Let's try to get some data from the DTU website. Particularly, we want to get news headlines together with the date and short description from https://www.dtu.dk/english/news. Hopefully, we will not get banned or sued.

### 1. Navigating the website

By default, the webpage shows 20 recent news items.
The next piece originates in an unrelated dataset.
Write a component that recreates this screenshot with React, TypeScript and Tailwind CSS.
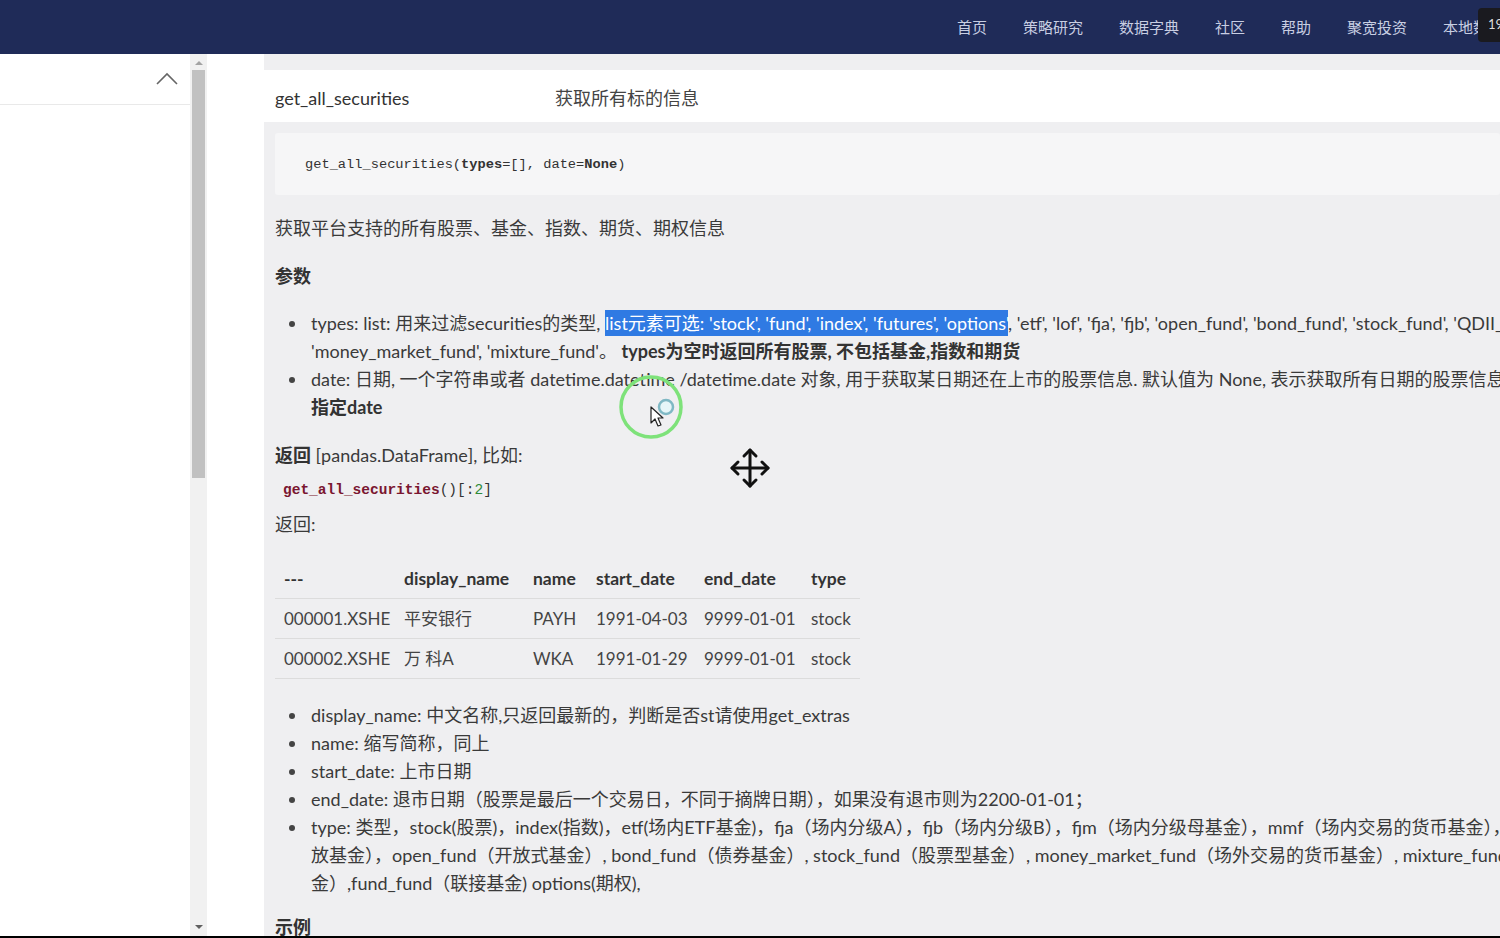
import React from "react";

const NAV = ["首页", "策略研究", "数据字典", "社区", "帮助", "聚宽投资", "本地数据"];

const ROWS = [
  ["000001.XSHE", "平安银行", "PAYH", "1991-04-03", "9999-01-01", "stock"],
  ["000002.XSHE", "万 科A", "WKA", "1991-01-29", "9999-01-01", "stock"],
];

const COLS = "grid grid-cols-[120px_129px_63px_108px_107px_58px]";

function Bullet({ children }: { children: React.ReactNode }) {
  return (
    <li className="relative pl-[36px] leading-[28px]">
      <span className="absolute left-[14px] top-[12px] h-[6px] w-[6px] rounded-full bg-[#444]" />
      {children}
    </li>
  );
}

function Overlays() {
  return (
    <>
      {/* click ripple + cursor */}
      <svg className="absolute left-[618px] top-[374px]" width="70" height="70" viewBox="0 0 70 70">
        <circle cx="33" cy="33" r="30" fill="none" stroke="#7ee27a" strokeWidth="3.5" />
        <circle cx="48" cy="33" r="7" fill="#e6f6f8" stroke="#7fb8c4" strokeWidth="2.5" />
        <path d="M33 33 L33 49 L37 45 L40 52 L43 51 L40 44 L45 44 Z" fill="#fff" stroke="#222" strokeWidth="1.2" strokeLinejoin="round" />
      </svg>
      {/* move cursor */}
      <svg className="absolute left-[728px] top-[446px]" width="44" height="44" viewBox="0 0 44 44">
        <g stroke="#111" strokeWidth="3" fill="none" strokeLinecap="round" strokeLinejoin="round">
          <path d="M22 4 V40 M4 22 H40" />
          <path d="M16 10 L22 4 L28 10" />
          <path d="M16 34 L22 40 L28 34" />
          <path d="M10 16 L4 22 L10 28" />
          <path d="M34 16 L40 22 L34 28" />
        </g>
      </svg>
    </>
  );
}

export default function App() {
  return (
    <div
      className="relative flex h-[938px] w-[1500px] flex-col overflow-hidden bg-white text-[#333]"
      style={{ fontFamily: "Lato, 'Noto Sans CJK SC', sans-serif" }}
    >
      {/* top nav */}
      <header className="relative flex h-[54px] shrink-0 items-center bg-[#1f2b58]">
        <nav className="ml-[957px] flex w-[521px] gap-[36px] overflow-hidden whitespace-nowrap text-[15px] text-[#c8cee2]">
          {NAV.map((n) => (
            <span key={n}>{n}</span>
          ))}
        </nav>
        <div className="absolute right-0 top-[8px] flex h-[34px] w-[22px] items-center overflow-hidden rounded-l-[4px] bg-[#1a1a1f] pl-[10px] text-[13px] text-[#ddd]">
          19
        </div>
      </header>

      <div className="flex min-h-0 flex-1">
        {/* sidebar */}
        <aside className="w-[190px] shrink-0 bg-white">
          <div className="flex h-[51px] items-center justify-end border-b border-[#e9e9e9] pr-[12px]">
            <svg width="22" height="14" viewBox="0 0 22 14">
              <path d="M1 12 L11 2 L21 12" fill="none" stroke="#666" strokeWidth="1.6" />
            </svg>
          </div>
        </aside>

        {/* scrollbar */}
        <div className="flex w-[17px] shrink-0 flex-col items-center bg-[#f1f1f1]">
          <div className="mt-[7px] h-0 w-0 border-x-[4px] border-b-[4px] border-x-transparent border-b-[#a3a3a3]" />
          <div className="mt-[5px] h-[408px] w-[13px] bg-[#c1c1c1]" />
          <div className="mt-auto mb-[7px] h-0 w-0 border-x-[4px] border-t-[4px] border-x-transparent border-t-[#606060]" />
        </div>

        <div className="w-[57px] shrink-0 bg-white" />

        {/* content */}
        <main className="min-w-0 flex-1 overflow-hidden whitespace-nowrap bg-[#efeff1] text-[18px]">
          <div className="h-[16px]" />
          <div className="flex h-[52px] items-center bg-white pl-[11px] pt-[4px] text-[18px]">
            <span className="w-[280px] text-[#333]">get_all_securities</span>
            <span className="text-[#444]">获取所有标的信息</span>
          </div>

          <div className="pl-[11px]">
            <div
              className="mt-[11px] flex h-[62px] items-center rounded-[3px] bg-[#f6f6f7] pl-[30px] pt-[3px] text-[13.7px] text-[#333]"
              style={{ fontFamily: "'Liberation Mono', 'Noto Sans CJK SC', monospace" }}
            >
              get_all_securities(<b>types</b>=[], date=<b>None</b>)
            </div>

            <p className="mt-[19px] leading-[28px] text-[#3a3a3a]">获取平台支持的所有股票、基金、指数、期货、期权信息</p>

            <p className="mt-[20px] font-bold leading-[28px]">参数</p>

            <ul className="mt-[19px] text-[#3a3a3a]">
              <Bullet>
                types: list: 用来过滤securities的类型,{" "}
                <span className="bg-[#2f7ae3] py-[2px] text-white">
                  list元素可选: 'stock', 'fund', 'index', 'futures', 'options'
                </span>
                , 'etf', 'lof', 'fja', 'fjb', 'open_fund', 'bond_fund', 'stock_fund', 'QDII_fund',
                <br />
                'money_market_fund', 'mixture_fund'。{" "}
                <b className="text-[#333]">types为空时返回所有股票, 不包括基金,指数和期货</b>
              </Bullet>
              <Bullet>
                date: 日期, 一个字符串或者 datetime.datetime /datetime.date 对象, 用于获取某日期还在上市的股票信息. 默认值为 None, 表示获取所有日期的股票信息.
                <b className="text-[#333]">建议使用时</b>
                <br />
                <b className="text-[#333]">指定date</b>
              </Bullet>
            </ul>

            <p className="mt-[20px] leading-[28px] text-[#3a3a3a]">
              <b className="text-[#333]">返回</b> [pandas.DataFrame], 比如:
            </p>

            <p
              className="mt-[7px] pl-[8px] text-[14.5px] leading-[28px]"
              style={{ fontFamily: "'Liberation Mono', monospace" }}
            >
              <b className="text-[#7a1630]">get_all_securities</b>
              <span className="text-[#333]">()[:</span>
              <span className="text-[#2e8b3a]">2</span>
              <span className="text-[#333]">]</span>
            </p>

            <p className="mt-[6px] leading-[28px] text-[#3a3a3a]">返回:</p>

            <div className="mt-[22px] w-[585px] text-[17px]">
              <div className={`${COLS} h-[39px] items-center border-b border-[#dcdcdc] text-[17.5px] font-bold text-[#333]`}>
                {["---", "display_name", "name", "start_date", "end_date", "type"].map((h) => (
                  <span key={h} className="pl-[9px]">{h}</span>
                ))}
              </div>
              {ROWS.map((r) => (
                <div key={r[0]} className={`${COLS} h-[40px] items-center border-b border-[#dcdcdc] text-[#444]`}>
                  {r.map((c, i) => (
                    <span key={i} className="pl-[9px]">{c}</span>
                  ))}
                </div>
              ))}
            </div>

            <ul className="mt-[22px] text-[#3a3a3a]">
              <Bullet>display_name: 中文名称,只返回最新的，判断是否st请使用get_extras</Bullet>
              <Bullet>name: 缩写简称，同上</Bullet>
              <Bullet>start_date: 上市日期</Bullet>
              <Bullet>end_date: 退市日期（股票是最后一个交易日，不同于摘牌日期），如果没有退市则为2200-01-01；</Bullet>
              <Bullet>
                type: 类型，stock(股票)，index(指数)，etf(场内ETF基金)，fja（场内分级A），fjb（场内分级B），fjm（场内分级母基金），mmf（场内交易的货币基金），open_fund（开
                <br />
                放基金），open_fund（开放式基金）, bond_fund（债券基金）, stock_fund（股票型基金）, money_market_fund（场外交易的货币基金）, mixture_fund（混合型基
                <br />
                金）,fund_fund（联接基金) options(期权),
              </Bullet>
            </ul>

            <p className="mt-[16px] font-bold leading-[28px]">示例</p>
          </div>
        </main>
      </div>

      <div className="h-[2px] shrink-0 bg-black" />

      <Overlays />
    </div>
  );
}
But you can automatically navigate through the list of news in to whatever order you prefer e.g. get the news items from 25 to 45. Or even more interesting, you can ask for a specific time window. 

`fr=FIRST_ITEM`- From Nth item, where 0 is the most recent one

`fd=DD-MM-YYYY`- From date

`td=DD-MM-YYYY`- To date

For example, https://www.dtu.dk/english/news?fd=05-01-2021

***Tip: you can find yourself which other parameters you can use, besides "fr", "fd" and "td", by manually using the website... ;-) for example, can you figure out to search for specific string in the news feed? ***

In [53]:
url_base = "https://www.dtu.dk/english/news"

Generate and print a list of URLs to get webpages which contain the last 200 news items. 

***WARNING! Just generate the list and do not access the content!***

In [54]:
import math

urls = []
n_items = 200
items_per_page = 20
start = 1

for i in range(math.ceil(n_items / items_per_page)):
    parameters = [
        "fr={}".format(start)
    ]
    url = url_base + "?" + "&".join(parameters)
    urls.append(url)
    start += items_per_page

print(urls)

['https://www.dtu.dk/english/news?fr=1', 'https://www.dtu.dk/english/news?fr=21', 'https://www.dtu.dk/english/news?fr=41', 'https://www.dtu.dk/english/news?fr=61', 'https://www.dtu.dk/english/news?fr=81', 'https://www.dtu.dk/english/news?fr=101', 'https://www.dtu.dk/english/news?fr=121', 'https://www.dtu.dk/english/news?fr=141', 'https://www.dtu.dk/english/news?fr=161', 'https://www.dtu.dk/english/news?fr=181']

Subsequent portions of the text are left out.